Defending his action, Thondaman said in a statement that he had to intervene into an ongoing trade union action by workers at the Point Pedro estate belonging to Kelani Valley Plantations.
“I intervened as the General Secretary of the Ceylon Workers Congress, the largest trade union representing the plantation workers. The workers had been striking in response to a number of grievances:
- Refusal by the company to pay their legal minimum wage of Rs. 1700 a day ($5.5).
- 2. Estate managers forcefully wiping out the red pottus of Tamil women coming to work and removing their jewellery. 3. Replacing tea bushes with coffee.
As a responsible trade union, we wrote several letters to the management asking them to resolve this matter respectfully and with decency. However, our letters were ignored,” he said.

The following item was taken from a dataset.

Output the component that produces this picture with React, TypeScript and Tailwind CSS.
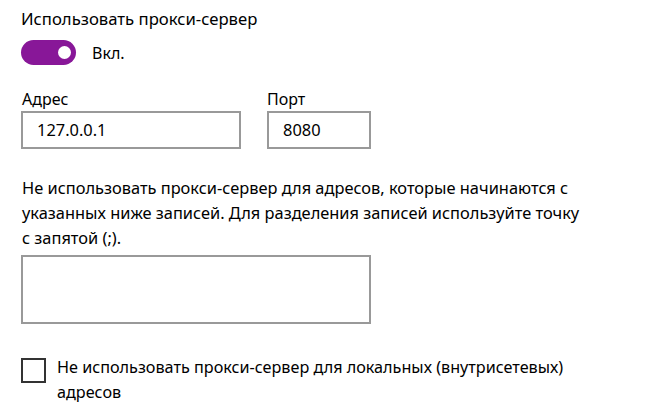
import React from 'react';

const ProxySettings: React.FC = () => {
  return (
    <div className="w-[651px] h-[418px] bg-white pl-[21px] pt-[6px] text-black font-['Noto_Sans',sans-serif] text-[16px]">
      <div className="h-[25px] leading-[25px] text-[16.7px]">Использовать прокси-сервер</div>

      {/* toggle */}
      <div className="mt-[9px] flex items-center h-[25px]">
        <div className="w-[55px] h-[25px] rounded-full bg-[#881798] flex items-center justify-end pr-[5px]">
          <div className="w-[13px] h-[13px] rounded-full bg-white" />
        </div>
        <span className="ml-[16px]">Вкл.</span>
      </div>

      <div className="mt-[22px] flex gap-[26px]">
        <div>
          <div className="h-[24px] leading-[24px] pl-[1px]">Адрес</div>
          <div className="w-[220px] h-[38px] border-2 border-[#999999] pl-[14px] flex items-center text-[16.4px]">127.0.0.1</div>
        </div>
        <div>
          <div className="h-[24px] leading-[24px]">Порт</div>
          <div className="w-[104px] h-[38px] border-2 border-[#999999] pl-[14px] flex items-center text-[16.4px]">8080</div>
        </div>
      </div>

      <p className="mt-[26px] leading-[25px] whitespace-nowrap pl-[1px] text-[16.4px]">
        Не использовать прокси-сервер для адресов, которые начинаются с
        <br />
        указанных ниже записей. Для разделения записей используйте точку
        <br />
        с запятой (;).
      </p>

      <div className="mt-[5px] w-[350px] h-[69px] border-2 border-[#999999]" />

      <div className="mt-[34px] flex items-start">
        <div className="w-[25px] h-[25px] border-2 border-[#333333] shrink-0" />
        <div className="ml-[11px] -mt-[3px] leading-[25px] whitespace-nowrap text-[16.2px]">
          Не использовать прокси-сервер для локальных (внутрисетевых)
          <br />
          адресов
        </div>
      </div>
    </div>
  );
};

export default function App() {
  return <ProxySettings />;
}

Thondaman said that in response to the strike, the managers unlawfully terminated the employment of three workers and used the Police to intimidate and threaten striking workers.
“The management terminated their employment without conducting any inquiries. It is also illegal to terminate employment in response to a strike action. There were also no reasonable grounds for the police to step into an employment dispute between a private company and its union and threaten workers. Unfortunately, this decision by the management and police further aggravated the workers. As the General Secretary of the union, I stepped in to avoid the matter from further escalating,” he said.

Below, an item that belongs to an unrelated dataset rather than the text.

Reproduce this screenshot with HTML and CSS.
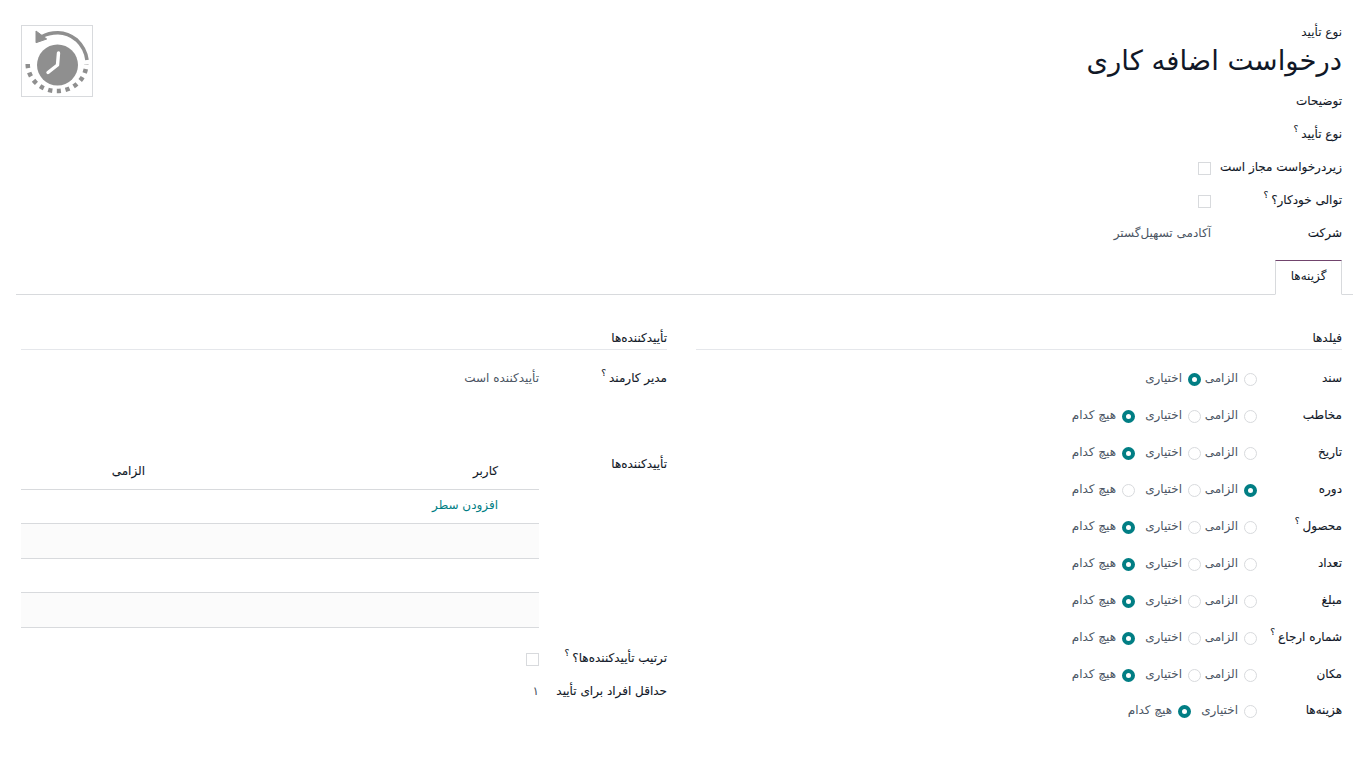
FILE: index.html
```html
<!DOCTYPE html>
<html lang="fa" dir="rtl">
<head>
<meta charset="utf-8">
<title>درخواست اضافه کاری</title>
<link rel="stylesheet" href="styles.css">
</head>
<body>
<main class="sheet">
  <header class="top">
    <div class="title-block">
      <div class="kicker">نوع تأیید</div>
      <h1 class="title">درخواست اضافه کاری</h1>
      <div class="row top-row first"><span class="label">توضیحات</span></div>
      <div class="row top-row"><span class="label">نوع تأیید<sup class="q">؟</sup></span></div>
      <div class="row top-row"><span class="label w131">زیردرخواست مجاز است</span><span class="check"></span></div>
      <div class="row top-row"><span class="label w131">توالی خودکار؟<sup class="q">؟</sup></span><span class="check"></span></div>
      <div class="row top-row"><span class="label w131">شرکت</span><span class="value">آکادمی تسهیل‌گستر</span></div>
    </div>
    <div class="avatar">
      <svg width="70" height="70" viewBox="0 0 70 70">
        <circle cx="35.5" cy="39" r="20.5" fill="#8f8f8f"/>
        <path d="M36.5 27 L35.5 39 L26 46.5" fill="none" stroke="#fff" stroke-width="3.4" stroke-linecap="round" stroke-linejoin="round"/>
        <path d="M19.7 10.7 C25 7.5 30 6.7 36 6.7 C45 6.7 50.5 10.5 54.7 14 C60.5 19.5 64 26 65 34" fill="none" stroke="#8f8f8f" stroke-width="3.6"/>
        <path d="M14 5 L14 16.7 L24.7 13 Z" fill="#8f8f8f" stroke="#8f8f8f" stroke-width="1" stroke-linejoin="round"/>
        <path d="M5.7 38 A29.2 27 0 0 0 64.3 38" fill="none" stroke="#8f8f8f" stroke-width="4.5" stroke-dasharray="4.2 4.6"/>
      </svg>
    </div>
  </header>

  <nav class="tabs"><span class="tab">گزینه‌ها</span></nav>

  <div class="columns">
    <section class="col">
      <h2 class="section">فیلدها</h2>
      <div class="row field"><span class="label w85">سند</span><div class="radios">
        <span class="opt req"><i class="radio"></i>الزامی</span><span class="opt opn"><i class="radio on"></i>اختیاری</span></div></div>
      <div class="row field"><span class="label w85">مخاطب</span><div class="radios">
        <span class="opt req"><i class="radio"></i>الزامی</span><span class="opt opn"><i class="radio"></i>اختیاری</span><span class="opt"><i class="radio on"></i>هیچ کدام</span></div></div>
      <div class="row field"><span class="label w85">تاریخ</span><div class="radios">
        <span class="opt req"><i class="radio"></i>الزامی</span><span class="opt opn"><i class="radio"></i>اختیاری</span><span class="opt"><i class="radio on"></i>هیچ کدام</span></div></div>
      <div class="row field"><span class="label w85">دوره</span><div class="radios">
        <span class="opt req"><i class="radio on"></i>الزامی</span><span class="opt opn"><i class="radio"></i>اختیاری</span><span class="opt"><i class="radio"></i>هیچ کدام</span></div></div>
      <div class="row field"><span class="label w85">محصول<sup class="q">؟</sup></span><div class="radios">
        <span class="opt req"><i class="radio"></i>الزامی</span><span class="opt opn"><i class="radio"></i>اختیاری</span><span class="opt"><i class="radio on"></i>هیچ کدام</span></div></div>
      <div class="row field"><span class="label w85">تعداد</span><div class="radios">
        <span class="opt req"><i class="radio"></i>الزامی</span><span class="opt opn"><i class="radio"></i>اختیاری</span><span class="opt"><i class="radio on"></i>هیچ کدام</span></div></div>
      <div class="row field"><span class="label w85">مبلغ</span><div class="radios">
        <span class="opt req"><i class="radio"></i>الزامی</span><span class="opt opn"><i class="radio"></i>اختیاری</span><span class="opt"><i class="radio on"></i>هیچ کدام</span></div></div>
      <div class="row field"><span class="label w85">شماره ارجاع<sup class="q">؟</sup></span><div class="radios">
        <span class="opt req"><i class="radio"></i>الزامی</span><span class="opt opn"><i class="radio"></i>اختیاری</span><span class="opt"><i class="radio on"></i>هیچ کدام</span></div></div>
      <div class="row field"><span class="label w85">مکان</span><div class="radios">
        <span class="opt req"><i class="radio"></i>الزامی</span><span class="opt opn"><i class="radio"></i>اختیاری</span><span class="opt"><i class="radio on"></i>هیچ کدام</span></div></div>
      <div class="row field"><span class="label w85">هزینه‌ها</span><div class="radios">
        <span class="opt opn"><i class="radio"></i>اختیاری</span><span class="opt"><i class="radio on"></i>هیچ کدام</span></div></div>
    </section>

    <section class="col">
      <h2 class="section">تأییدکننده‌ها</h2>
      <div class="row manager"><span class="label w128">مدیر کارمند<sup class="q">؟</sup></span><span class="value">تأییدکننده است</span></div>
      <div class="approvers">
        <span class="label w128 approvers-label">تأییدکننده‌ها</span>
        <table class="grid">
          <thead><tr><th class="c-user">کاربر</th><th class="c-req">الزامی</th></tr></thead>
          <tbody>
            <tr class="add-row"><td class="c-user"><a class="add">افزودن سطر</a></td><td></td></tr>
            <tr class="alt"><td></td><td></td></tr>
            <tr><td></td><td></td></tr>
            <tr class="alt"><td></td><td></td></tr>
          </tbody>
        </table>
      </div>
      <div class="row order"><span class="label w128">ترتیب تأییدکننده‌ها؟<sup class="q">؟</sup></span><span class="check"></span></div>
      <div class="row minimum"><span class="label w128">حداقل افراد برای تأیید</span><span class="value">۱</span></div>
    </section>
  </div>
</main>
</body>
</html>
```
FILE: styles.css
```css
* { box-sizing: border-box; }
html, body { margin: 0; padding: 0; background: #fff; }
body {
  font-family: "DejaVu Sans", sans-serif;
  font-size: 12px;
  line-height: 18px;
  color: #374151;
  overflow: hidden;
}
.sheet { width: 1337px; margin: 0 16px; height: 766px; }
.top {
  display: flex;
  justify-content: space-between;
  padding: 23px 11px 0 5px;
  height: 260px;
}
.avatar {
  width: 72px;
  height: 72px;
  margin-top: 2px;
  border: 1px solid #d8dadd;
  background: #fff;
  flex: none;
}
.avatar svg { display: block; }
.title-block { flex: 1; }
.kicker { color: #111827; height: 18px; }
.title {
  margin: 0;
  font-size: 27.5px;
  font-weight: 400;
  line-height: 38px;
  color: #111827;
}
.row { display: flex; align-items: center; }
.label { color: #111827; flex: none; display: block; -webkit-text-stroke: 0.1px #111827; }
.w131 { width: 131px; }
.w128 { width: 128px; }
.w85 { width: 85px; }
.q { font-size: 9px; line-height: 0; margin-right: 3px; color: #111827; position: relative; top: -1px; }
.value { color: #4b5563; }
.top-row { height: 33px; }
.top-row.first { margin-top: 5px; }
.check {
  display: block;
  width: 13px;
  height: 13px;
  margin-top: 3px;
  border: 1px solid #d8dadd;
  background: #fff;
  flex: none;
}
.tabs {
  height: 35px;
  border-bottom: 1px solid #d8dadd;
  padding-right: 11px;
  display: flex;
}
.tab {
  display: block;
  width: 67px;
  height: 35px;
  border: 1px solid #d8dadd;
  border-top-color: #71446d;
  border-bottom-color: #fff;
  background: #fff;
  text-align: center;
  line-height: 31px;
  color: #111827;
}
.columns {
  display: flex;
  gap: 29px;
  padding: 34px 11px 0 5px;
}
.col { width: 646px; flex: none; }
.section {
  margin: 0;
  height: 21px;
  font-size: 12px;
  line-height: 18px;
  font-weight: 400;
  color: #111827;
  -webkit-text-stroke: 0.1px #111827;
  border-bottom: 1px solid #e5e7eb;
}
.field { height: 36.9px; }
.section + .field { margin-top: 10px; }
.radios { display: flex; color: #4b5563; }
.opt { display: flex; align-items: center; gap: 6px; }
.req { width: 56px; }
.opn { width: 66px; }
.radio {
  display: block;
  width: 13px;
  height: 13px;
  border: 1px solid #d8dadd;
  border-radius: 50%;
  background: #fff;
  flex: none;
  margin-top: 3px;
}
.radio.on { border: 4px solid #017e84; }
.manager { height: 37px; margin-top: 9px; }
.approvers { display: flex; align-items: flex-start; margin-top: 58px; }
.approvers-label { margin-top: 1px; }
.grid {
  width: 518px;
  border-collapse: collapse;
  table-layout: fixed;
}
.grid th {
  height: 35px;
  padding: 0;
  font-weight: 400;
  color: #111827;
  -webkit-text-stroke: 0.1px #111827;
  text-align: right;
  border-bottom: 1px solid #d8dadd;
}
.grid td {
  height: 34.5px;
  padding: 0;
  border-bottom: 1px solid #d8dadd;
}
.grid .c-user { padding-right: 41px; width: 394px; }
.add-row td { padding-bottom: 2px; }
.alt td { background: #fbfbfb; }
.add { color: #017e84; }
.order { height: 33px; margin-top: 14px; }
.minimum { height: 33px; }
```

Thondaman said that he entered the factory to release workers who were being kept inside by force by the management.
”Workers have the right to protest. No one can lock them inside against their will. I then called for a meeting between the union and the estate management. However, during the meeting, Acting ASP Ekanayake entered it without cause, sat on the side of the estate management and started taking the side of the management. This was unprecedented and violates the IGP’s circular prohibiting Police interference into Trade Union meetings and action. This itself showed the culture of intimidation that is constantly used by estate management against their workers. As the police have no business in interfering into a union meeting, I had to remind him of the Circular and ask him to step out,” the minister said.
Thondaman said that paying below the legal minimum wage, forcing workers to wipe out their cultural and religious identity and removing their personal jewellery are all examples of the modern day slavery that is being practiced by the plantation industry.